For freshmen, this year marks even greater changes. Tahirah Johnson (’14), looks forward to joining Glee club and Dance club. She’s also “excited to meet people and catch up with old friends.” She is apprehensive about some aspects of school, though. “I’m scared that they’re going to be hard,” she said in regards to her classes this year.

Samantha Lawler (’14), though a little nervous about starting school, says the new experiences are exhilarating.  Her favorite class so far is Art 1 because of the new experiences provided, and already has some advice for her fellow newcomers-students along with teachers.  She says to not be frightened, because the year will begin so much worse than it needs to be.

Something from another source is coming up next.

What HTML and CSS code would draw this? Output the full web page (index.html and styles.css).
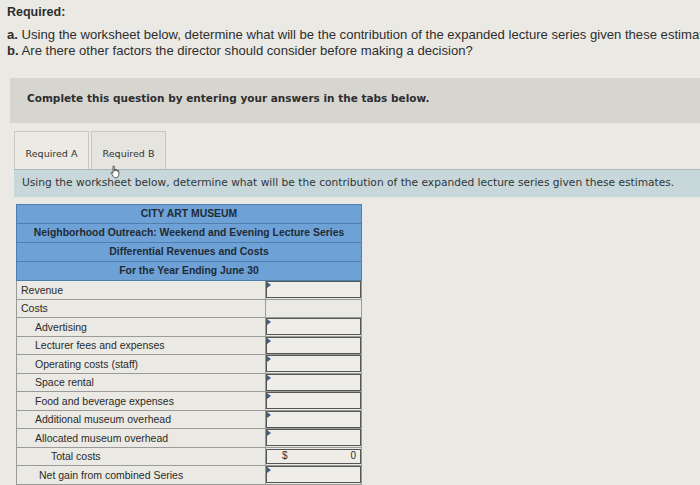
FILE: index.html
```html
<!DOCTYPE html>
<html>
<head>
<meta charset="utf-8">
<link rel="stylesheet" href="styles.css">
</head>
<body>
<div class="page">
  <p class="req">Required:</p>
  <div class="parts">
    <p class="part"><b>a.</b> Using the worksheet below, determine what will be the contribution of the expanded lecture series given these estimates.</p>
    <p class="part"><b>b.</b> Are there other factors the director should consider before making a decision?</p>
  </div>
  <div class="instr">Complete this question by entering your answers in the tabs below.</div>
  <div class="tabs">
    <div class="tab">Required A</div>
    <div class="tab">Required B
      <svg class="cursor" width="14" height="14" viewBox="0 0 14 14"><path d="M4 1.5c0-.8 1.3-.8 1.3 0V6h.2V4.8c0-.8 1.3-.8 1.3 0V6h.2V5.3c0-.8 1.3-.8 1.3 0V6.3h.2V6c0-.8 1.3-.8 1.3 0v3.5c0 2-1.2 3.3-3 3.3H6.6c-1.2 0-1.8-.6-2.4-1.5L2.2 8.3c-.4-.6.3-1.3.9-.8L4 8.4z" fill="#fff" stroke="#333" stroke-width=".8"/></svg>
    </div>
  </div>
  <div class="prompt">Using the worksheet below, determine what will be the contribution of the expanded lecture series given these estimates.</div>
  <table class="ws">
    <colgroup><col class="c1"><col class="c2"></colgroup>
    <tr class="hd"><td colspan="2">CITY ART MUSEUM</td></tr>
    <tr class="hd"><td colspan="2">Neighborhood Outreach: Weekend and Evening Lecture Series</td></tr>
    <tr class="hd"><td colspan="2">Differential Revenues and Costs</td></tr>
    <tr class="hd"><td colspan="2">For the Year Ending June 30</td></tr>
    <tr class="row"><td class="lbl">Revenue</td><td class="val"><div class="box mark"></div></td></tr>
    <tr class="row"><td class="lbl">Costs</td><td class="val"></td></tr>
    <tr class="row"><td class="lbl ind">Advertising</td><td class="val"><div class="box mark"></div></td></tr>
    <tr class="row"><td class="lbl ind">Lecturer fees and expenses</td><td class="val"><div class="box mark"></div></td></tr>
    <tr class="row"><td class="lbl ind">Operating costs (staff)</td><td class="val"><div class="box mark"></div></td></tr>
    <tr class="row"><td class="lbl ind">Space rental</td><td class="val"><div class="box mark"></div></td></tr>
    <tr class="row"><td class="lbl ind">Food and beverage expenses</td><td class="val"><div class="box mark"></div></td></tr>
    <tr class="row"><td class="lbl ind">Additional museum overhead</td><td class="val"><div class="box mark"></div></td></tr>
    <tr class="row"><td class="lbl ind">Allocated museum overhead</td><td class="val"><div class="box mark"></div></td></tr>
    <tr class="row"><td class="lbl ind2">Total costs</td><td class="val"><div class="box total"><span>$</span><span>0</span></div></td></tr>
    <tr class="row"><td class="lbl ind1">Net gain from combined Series</td><td class="val"><div class="box mark"></div></td></tr>
  </table>
</div>
</body>
</html>
```
FILE: styles.css
```css
html, body {
  margin: 0;
  padding: 0;
  background: #ebe9e4;
  overflow: hidden;
}
.page {
  width: 700px;
  height: 485px;
  overflow: hidden;
  color: #2e2e2e;
  font-family: "Liberation Sans", Arial, sans-serif;
}
.req {
  margin: 0;
  padding: 5px 0 0 7px;
  font-size: 12.5px;
  font-weight: bold;
  line-height: 15px;
}
.parts {
  margin-top: 7px;
  padding-left: 7px;
}
.part {
  margin: 0;
  font-size: 13.1px;
  line-height: 16px;
  white-space: nowrap;
}
.instr {
  margin: 19px 0 0 10px;
  width: 720px;
  height: 45px;
  box-sizing: border-box;
  padding: 13px 0 0 17px;
  background: #d6d5d0;
  font-family: "DejaVu Sans", Verdana, sans-serif;
  font-weight: bold;
  font-size: 10.5px;
  line-height: 14px;
}
.tabs {
  display: flex;
  gap: 2px;
  margin: 8px 0 0 14px;
  height: 38px;
}
.tab {
  position: relative;
  width: 75px;
  box-sizing: border-box;
  border: 1px solid #c8c6c0;
  border-bottom: none;
  background: #eceae5;
  font-family: "DejaVu Sans", Verdana, sans-serif;
  font-size: 9.5px;
  display: flex;
  align-items: center;
  justify-content: center;
  padding-top: 5px;
  color: #333;
}
.tab + .tab {
  background: #e6e4de;
}
.cursor {
  position: absolute;
  left: 17px;
  top: 33px;
}
.prompt {
  margin-left: 14px;
  width: 700px;
  height: 28px;
  box-sizing: border-box;
  padding: 6px 0 0 8px;
  background: #c7d7da;
  border-top: 1px solid #a9b9bc;
  font-family: "DejaVu Sans", Verdana, sans-serif;
  font-size: 10.65px;
  line-height: 14px;
  white-space: nowrap;
  color: #2f3538;
}
.ws {
  margin: 7px 0 0 16px;
  border-collapse: collapse;
  width: 345px;
  font-size: 10.5px;
  table-layout: fixed;
}
.c1 { width: 249px; }
.c2 { width: 96px; }
.ws td {
  padding: 0;
  border: 1px solid #9a9a98;
  line-height: 12px;
}
.hd { height: 19px; }
.hd td {
  background: #6ea2d6;
  text-align: center;
  font-weight: bold;
  font-size: 10.4px;
  color: #1f2a35;
  border-color: #4f7fae;
}
.row { height: 18.5px; }
.lbl {
  padding-left: 4px !important;
  background: #ebe9e3;
  color: #2a2a2a;
}
.ind { padding-left: 18px !important; }
.ind1 { padding-left: 22px !important; }
.ind2 { padding-left: 34px !important; }
.val {
  background: #ebe9e3;
}
.box {
  position: relative;
  height: 15px;
  border: 1px solid #555;
  background: #efede8;
}
.mark::before {
  content: "";
  position: absolute;
  left: 0;
  top: 0;
  border-top: 3px solid transparent;
  border-bottom: 3px solid transparent;
  border-left: 4px solid #3a5f8f;
}
.total {
  display: flex;
  justify-content: space-between;
  align-items: center;
  padding: 0 4px 0 15px;
  box-sizing: border-box;
  font-size: 10px;
}
```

For North Point veterans, this year’s most significant adjustments have to do with NEST, the new hour long lunch. The first few days of school were used to work out the kinks in the system, including long lunch lines and crowded hallways. Opinions remain mixed on the subject, with students both strongly opposing and supporting NEST.

“I like the concept, but I wish it were more structured. I really do like the clubs during lunch instead of after school, because it saves me homework time,” said Elizabeth Burgess (’13), who staked out a place in the crowded Fine Arts hallway during Wednesday’s NEST.

After speaking with upperclassmen and incoming freshmen, the same conclusion comes to mind: work hard and do your best and you will fulfill your academic expectations.   However, it was also advised to balance academics with enjoyable clubs and/or sports.  Just remember-school is important, but it becomes a lot more fun when you get involved.  Join a club or try out for a sport.  Do something to get involved, and remember that “THE REAL WORLD STARTS HERE!”